Velocity refers to the speed at which the data is generated and must be processed.

  • What it means: Data is often streaming data, meaning it is arriving continuously (like stock market tickers or social media feeds).
  • Required response time: Processing must happen rapidly, often requiring responses in milliseconds to seconds.
  • Example: Fraud detection systems must analyze transactions instantly as they happen.
Variety (Too Diverse to Table)

Variety refers to the different forms and structures the data takes.

  • What it means: Big Data comes in many formats:
    • Structured: Data that fits neatly into rows and columns (like a traditional database).
    • Unstructured: Data with no defined format (e.g., raw text documents, emails, social media posts).
    • Multimedia: Videos, images, and audio files.
  • The primary difficulty: The syllabus notes that the lack of structure is the most difficult aspect of Big Data, making analysis significantly harder than analyzing neat, structured data.


Quick Review: The 3 Vs Mnemonic
Volume (Size)
Velocity (Speed)
Variety (Types/Structure)

2. Why Traditional Relational Databases Struggle

When dealing with Big Data, traditional relational databases (like those using SQL) are generally not appropriate.

  • They require the data to fit into a strict row-and-column format (structured data).
  • When data is highly varied or unstructured (like 90% of Big Data), forcing it into fixed tables is inefficient or impossible.
  • Relational systems were not fundamentally designed for processing that must be split across hundreds or thousands of servers (distributed processing).

Key Takeaway: Big Data is defined by its scale, speed, and messy nature. Its lack of uniform structure breaks traditional relational database rules.

3. Handling Big Data: Distributed Processing

Since the volume of data is too large to process on a single server, the solution is to use distributed processing.

This means the processing tasks must be distributed across more than one machine working together simultaneously.

Functional Programming as a Solution

Writing correct and efficient code that runs across many separate servers simultaneously (distributed code) is difficult. Functional programming (FP) is often preferred for Big Data environments because its core characteristics simplify this challenge:

  • Immutable Data Structures: Data cannot be changed after it is created. This is vital in distributed systems because if two servers read the same piece of data, they know it won't be suddenly altered by a third server.
  • Statelessness: Functions do not rely on or change any external "state" (data outside the function itself). This makes the order in which servers complete their tasks irrelevant and prevents unexpected side effects.
  • Higher-Order Functions (like Map-Reduce): These functions are essential for combining results from many servers.
    • Map: Processes data on individual servers.
    • Reduce: Combines the results from all the servers into a single, final output.

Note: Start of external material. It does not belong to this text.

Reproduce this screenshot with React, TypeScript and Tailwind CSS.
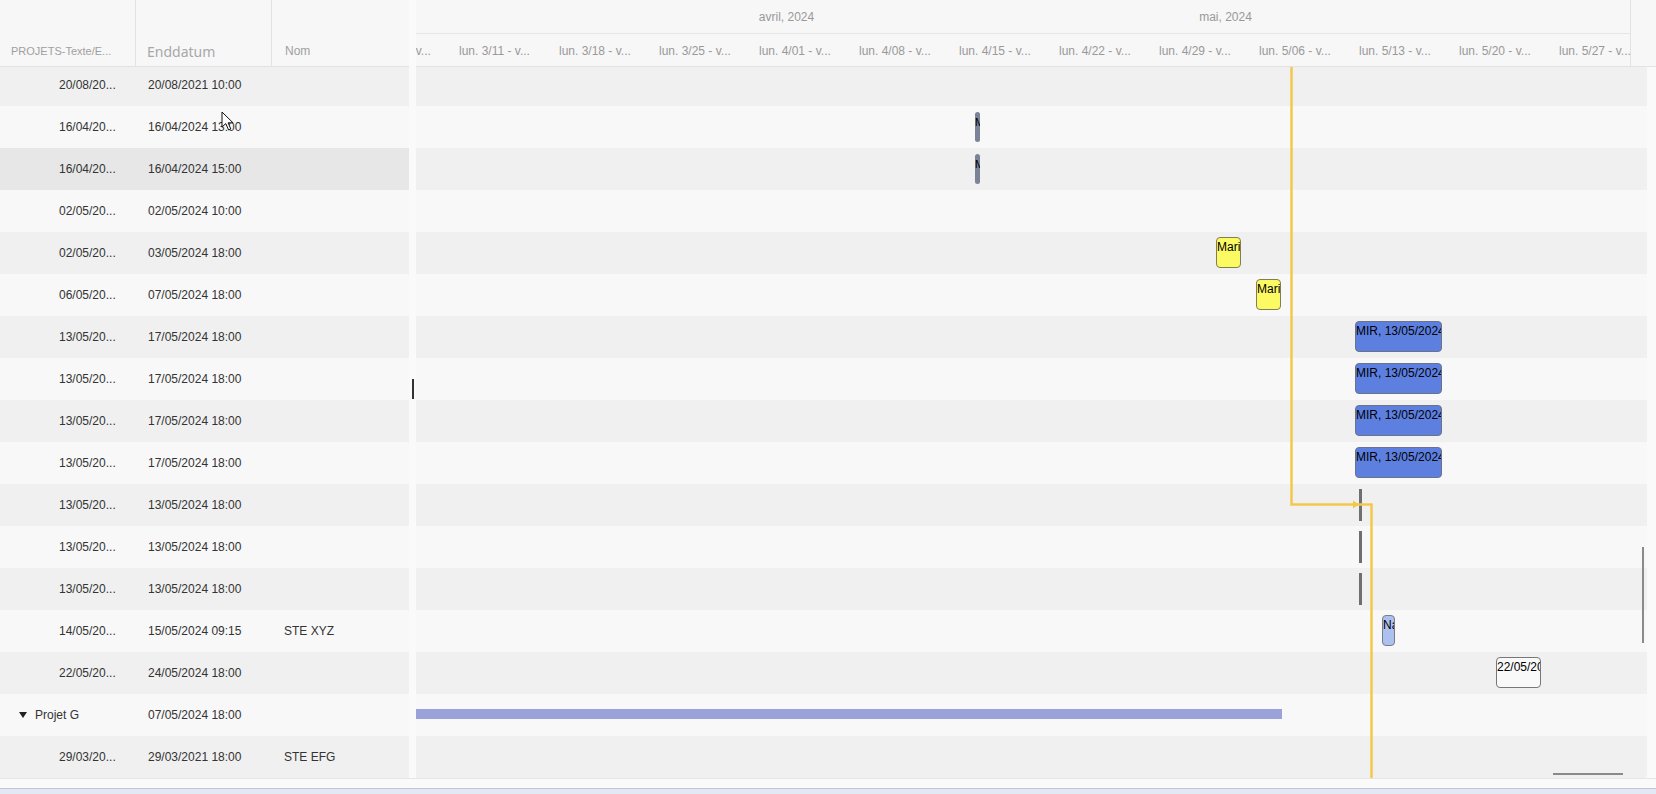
import React from "react";

type Bar =
  | { kind: "milestone"; left: number }
  | { kind: "tick"; left: number }
  | { kind: "box"; left: number; width: number; fill: string; border: string; label: string }
  | { kind: "summary"; left: number; width: number };

type Row = {
  start: string;
  end: string;
  name?: string;
  group?: boolean;
  hovered?: boolean;
  bar?: Bar;
};

const rows: Row[] = [
  { start: "20/08/20...", end: "20/08/2021 10:00" },
  { start: "16/04/20...", end: "16/04/2024 13:00", bar: { kind: "milestone", left: 559 } },
  { start: "16/04/20...", end: "16/04/2024 15:00", hovered: true, bar: { kind: "milestone", left: 559 } },
  { start: "02/05/20...", end: "02/05/2024 10:00" },
  {
    start: "02/05/20...",
    end: "03/05/2024 18:00",
    bar: { kind: "box", left: 800, width: 25, fill: "bg-[#fcfa63]", border: "border-[1.5px] border-[#7f7e56]", label: "Marie" },
  },
  {
    start: "06/05/20...",
    end: "07/05/2024 18:00",
    bar: { kind: "box", left: 840, width: 25, fill: "bg-[#fcfa63]", border: "border-[1.5px] border-[#7f7e56]", label: "Marie" },
  },
  ...Array.from({ length: 4 }, () => ({
    start: "13/05/20...",
    end: "17/05/2024 18:00",
    bar: {
      kind: "box" as const,
      left: 939,
      width: 87,
      fill: "bg-[#5d80e0]",
      border: "border-[1.5px] border-[#6c7388]",
      label: "MIR, 13/05/2024",
    },
  })),
  ...Array.from({ length: 3 }, () => ({
    start: "13/05/20...",
    end: "13/05/2024 18:00",
    bar: { kind: "tick" as const, left: 943 },
  })),
  {
    start: "14/05/20...",
    end: "15/05/2024 09:15",
    name: "STE XYZ",
    bar: { kind: "box", left: 966, width: 13, fill: "bg-[#adc1f1]", border: "border-[1.5px] border-[#7a7d86]", label: "Na" },
  },
  {
    start: "22/05/20...",
    end: "24/05/2024 18:00",
    bar: { kind: "box", left: 1080, width: 45, fill: "bg-[#f9f9f9]", border: "border-[1.5px] border-[#777777]", label: "22/05/2024" },
  },
  { start: "Projet G", end: "07/05/2024 18:00", group: true, bar: { kind: "summary", left: 0, width: 866 } },
  { start: "29/03/20...", end: "29/03/2021 18:00", name: "STE EFG" },
];

const weeks = [
  "lun. 3/04 - v...",
  "lun. 3/11 - v...",
  "lun. 3/18 - v...",
  "lun. 3/25 - v...",
  "lun. 4/01 - v...",
  "lun. 4/08 - v...",
  "lun. 4/15 - v...",
  "lun. 4/22 - v...",
  "lun. 4/29 - v...",
  "lun. 5/06 - v...",
  "lun. 5/13 - v...",
  "lun. 5/20 - v...",
  "lun. 5/27 - v...",
];

function rowBg(i: number) {
  return i % 2 === 0 ? "bg-[#f0f0f0]" : "bg-[#f8f8f8]";
}

function TaskBar({ bar }: { bar: Bar }) {
  if (bar.kind === "milestone") {
    return (
      <div
        className="absolute top-[6px] h-[30px] w-[5px] overflow-hidden rounded-[3px] bg-[#7b8399] text-[11px] leading-[20px] text-black"
        style={{ left: bar.left }}
      >
        M
      </div>
    );
  }
  if (bar.kind === "tick") {
    return <div className="absolute top-[5px] h-[32px] w-[3px] bg-[#6f6f6f]" style={{ left: bar.left }} />;
  }
  if (bar.kind === "summary") {
    return (
      <div
        className="absolute top-[15px] h-[10px] bg-[#9aa2d9]"
        style={{ left: bar.left, width: bar.width }}
      />
    );
  }
  return (
    <div
      className={`absolute top-[5px] h-[31px] overflow-hidden whitespace-nowrap rounded-[4px] ${bar.fill} ${bar.border} text-[12px] leading-[18px] text-black`}
      style={{ left: bar.left, width: bar.width }}
    >
      {bar.label}
    </div>
  );
}

function Caret() {
  return (
    <svg width="8" height="6" viewBox="0 0 8 6" className="shrink-0">
      <path d="M0 0 H8 L4 6 Z" fill="#222" />
    </svg>
  );
}

function Pointer() {
  return (
    <svg
      width="14"
      height="21"
      viewBox="0 0 14 21"
      className="pointer-events-none absolute left-[221px] top-[111px]"
    >
      <path
        d="M1 1 L1 16 L4.8 12.6 L7.6 19 L9.8 18 L7.1 11.8 L12 11.8 Z"
        fill="#ffffff"
        stroke="#111"
        strokeWidth="1"
        strokeLinejoin="round"
      />
    </svg>
  );
}

export default function App() {
  return (
    <div
      className="relative flex h-[794px] w-[1656px] flex-col overflow-hidden bg-[#fafafa] text-[#333]"
      style={{ fontFamily: '"Liberation Sans", Arial, sans-serif' }}
    >
      <div className="flex h-[778px]">
        {/* left grid */}
        <div className="flex w-[409px] shrink-0 flex-col">
          <div className="flex h-[67px] shrink-0 border-b border-[#e3e3e3] bg-[#f7f7f7]">
            <div className="flex w-[136px] items-end border-r border-[#e2e2e2] pb-[7px] pl-[11px] text-[11px] text-[#a0a0a0]">
              PROJETS-Texte/E...
            </div>
            <div
              className="flex w-[136px] items-end border-r border-[#e2e2e2] pb-[4px] pl-[11px] text-[14px] text-[#a8a8a8]"
              style={{ fontFamily: '"Noto Sans", "Open Sans", sans-serif' }}
            >
              Enddatum
            </div>
            <div className="flex flex-1 items-end pb-[6px] pl-[13px] text-[12px] text-[#a0a0a0]">Nom</div>
          </div>
          <div className="flex-1 overflow-hidden">
            <div className="-mt-[3px] flex flex-col">
              {rows.map((r, i) => (
                <div
                  key={i}
                  className={`flex h-[42px] shrink-0 items-center text-[12px] ${r.hovered ? "bg-[#e7e7e7]" : rowBg(i)}`}
                >
                  {r.group ? (
                    <div className="flex w-[136px] items-center gap-[8px] pl-[19px]">
                      <Caret />
                      <span>{r.start}</span>
                    </div>
                  ) : (
                    <div className="w-[136px] pl-[59px]">{r.start}</div>
                  )}
                  <div className="w-[136px] pl-[12px]">{r.end}</div>
                  <div className="flex-1 pl-[12px]">{r.name ?? ""}</div>
                </div>
              ))}
            </div>
          </div>
        </div>

        {/* splitter */}
        <div className="relative w-[7px] shrink-0">
          <div className="absolute left-[3px] top-[379px] h-[20px] w-[2px] bg-[#333]" />
        </div>

        {/* timeline */}
        <div className="flex min-w-0 flex-1 flex-col">
          <div className="flex h-[67px] shrink-0 bg-[#f7f7f7]">
            <div className="flex w-[1215px] flex-col overflow-hidden border-r border-[#e2e2e2] border-b border-b-[#e3e3e3]">
              <div className="flex h-[34px] shrink-0 items-center border-b border-[#e6e6e6] text-[12px] text-[#999]">
                <div className="w-[151px] shrink-0" />
                <div className="w-[439px] shrink-0 text-center">avril, 2024</div>
                <div className="w-[439px] shrink-0 text-center">mai, 2024</div>
              </div>
              <div className="flex flex-1 items-center overflow-hidden pt-[2px] text-[12px] text-[#999]">
                <div className="-ml-[57px] flex">
                  {weeks.map((w) => (
                    <div key={w} className="w-[100px] shrink-0 whitespace-nowrap">
                      {w}
                    </div>
                  ))}
                </div>
              </div>
            </div>
            <div className="flex-1 border-b border-[#e3e3e3]" />
          </div>

          <div className="relative flex-1 overflow-hidden">
            <div className="-mt-[3px] flex w-[1231px] flex-col overflow-hidden rounded-br-[4px]">
              {rows.map((r, i) => (
                <div key={i} className={`relative h-[42px] shrink-0 ${rowBg(i)}`}>
                  {r.bar && <TaskBar bar={r.bar} />}
                </div>
              ))}
            </div>

            {/* dependency connector */}
            <svg className="pointer-events-none absolute left-0 top-0" width="1240" height="711">
              <path d="M875.5 0 V437.5 H955.5 V711" fill="none" stroke="#f3c84a" strokeWidth="2.5" />
              <path d="M937 433.5 L943 437.5 L937 441.5 Z" fill="#f3c84a" />
            </svg>

            {/* scroll thumbs */}
            <div className="absolute left-[1226px] top-[480px] h-[96px] w-[2px] bg-[#8a8a8a]" />
            <div className="absolute left-[1137px] top-[706px] h-[2px] w-[70px] bg-[#8a8a8a]" />
          </div>
        </div>
      </div>

      <div className="flex h-[16px] flex-col border-t border-[#e6e6e6]">
        <div className="h-[9px]" />
        <div className="flex-1 border-t border-[#bcc6db] bg-[#e3e8f2]" />
      </div>

      <Pointer />
    </div>
  );
}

Did you know? Many of the core technologies behind Big Data processing (like Hadoop and Spark) rely heavily on the principles of map-reduce, a concept rooted deeply in functional programming.

Key Takeaway: Big Data must be processed using distributed computing, and functional programming concepts (immutability, statelessness, map-reduce) make this complex task manageable.

4. Modelling Big Data Structure

Because the data doesn't fit into tables, we use different models to understand its structure.

Fact-Based Model

The fact-based model is a simple way to represent data where every piece of information is captured as a single, undeniable fact.

  • Principle: Each fact captures one tiny piece of information.
  • Example: Instead of a huge record, the system records three separate facts: "Student X has a DOB of 11/03/2012", "Student X is Male", "Student X is a member of Form 11R".
Graph Schema Model

The graph-based schema focuses on relationships and is excellent for modeling complex, interconnected data (like social networks or supply chains).

It captures the structure of the dataset using three components:

  1. Nodes (Entities): Represent the individual items or entities about which data is stored.
    • Diagram Symbol: Represented as an oval.
    • Example: A Student, a Course, a Room.

  2. Properties (Attributes): Detail the characteristics of the entity.
    • Diagram Symbol: Drawn in rectangles, which are attached to the oval for the entity by a dashed line.
    • Example: The student's name, DOB, or gender.

  3. Edges (Relationships): Represent the connections or relationships between entities.
    • Diagram Symbol: Represented by solid line edges drawn between the nodes.
    • Labeling: These lines must be labelled with text to describe the nature of the relationship (e.g., "Attends," "Member of," "Taught by").

Important note for diagrams: Be sure to correctly use dashed lines for connecting properties to the entity node, and solid lines for connecting entities to each other!

Key Takeaway: When relational tables fail, Big Data often uses models like the Fact-Based model or Graph Schemas (using nodes, properties, and labelled edges) to manage structure.